The Queen, 1931. Terra-cotta, ht. 45½ in. (Courtesy of the Whitney Museum of American Art, New York; gift of the artist. Photograph by John Tsantes)
Using Uno’s climbing kiln, Noguchi fired numerous terra-cotta sculptures and vases that amazed and baffled his host. When Julien Levy saw this group of Kyoto sculptures exhibited at the John Becker gallery in 1932, he wrote that Noguchi “executed some of his finest work to date, including a group of vase forms that were merely turned on the wheel but are so direct and at once subtle and monumental, that one sometimes wishes he would forego some of his more ambitious projects and give us more of these comparative ‘trifles.’”26
Noguchi’s June 1 letter to his mother said he would be back in New York early in September. “And then I have been feeling now that I want to stay put in one place for a long time—a sculptor you know can not travel and expect to do much work … as I said before I want to be where you and Ailes are—rather selfish on my part I guess.”27 On July 24 he wrote again: “Expect to leave Japan in about a month—before which time I will again be sending cases addressed to myself [care of] yourself 119 East 17th Street.” There would, he said, be three cases from China, about three from Japan, and two from Paris. He asked Leonie to look for a studio, which, he said, should be “very large—high ceiling and sunlight.”28 He wanted an extra room and he said he’d like to be on Fifty-seventh Street “on top of a skyscraper—at least.” The rent, he said, should be about $100 or $125 per month. For an impoverished artist, Noguchi had high standards.

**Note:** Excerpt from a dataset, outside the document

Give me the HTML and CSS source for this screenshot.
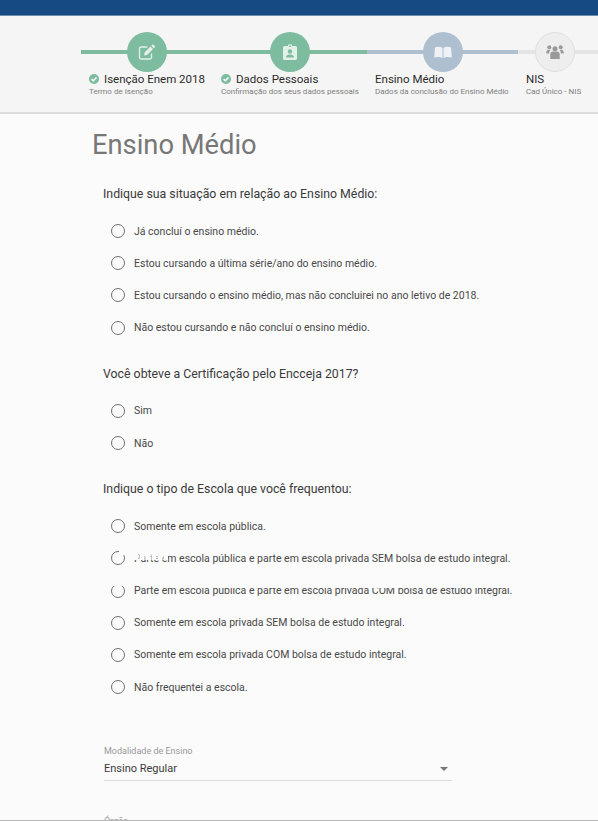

Japanese troops invaded Manchuria on September 18, 1931. The “Manchurian Incident” was the first overt act of war by a country that had been gearing up for aggression for many years. Noguchi took “the last boat out,” he said. Before the invasion, he left from Yokohama on the Chichibu-maru. His feelings about Japan remained ambivalent. The xenophobia and militarism that he had witnessed were anathema to him, yet his passion for Japanese culture remained. After he returned to New York he wrote to his father: “I wish to tell you that I have no regrets about my trip to Japan. I believe it to have been all for the best. I feel grateful for whatever you were able to do for me there. I feel great attachment to Japan. I love it as much as I would some person for its faults as well as its virtues.” Japan was, he said, “the foundation of my earliest dreams.”29
His ship sailed to San Francisco by way of Hawaii. Upon his arrival in San Francisco on the evening of September 24, 1931, he wrote to Ailes to announce his “arrival in the land of the free.”30 He was “taking in this town; now it’s 3 am.” Relieved to be far away from militaristic Japan, he did not tell his sister about an unpleasant incident that delayed his disembarking in San Francisco. Years later he told an interviewer: “But when I got back to America, I had with me Bucky’s book called ‘4-D.’ It was mimeographed. So they wouldn’t let me into the country, they said it was Communist literature … So I was stuck on the boat, the Chi Chibu-maru, in San Francisco Bay … They said ‘no, no, no, you can’t come in. You’re a Communist’ … Would you believe it? This book was taken up entirely with correspondence between Bucky and Mr. Vanderbilt!”31 Noguchi finally contacted a lawyer who succeeded in getting him released from the boat and onto his homeland.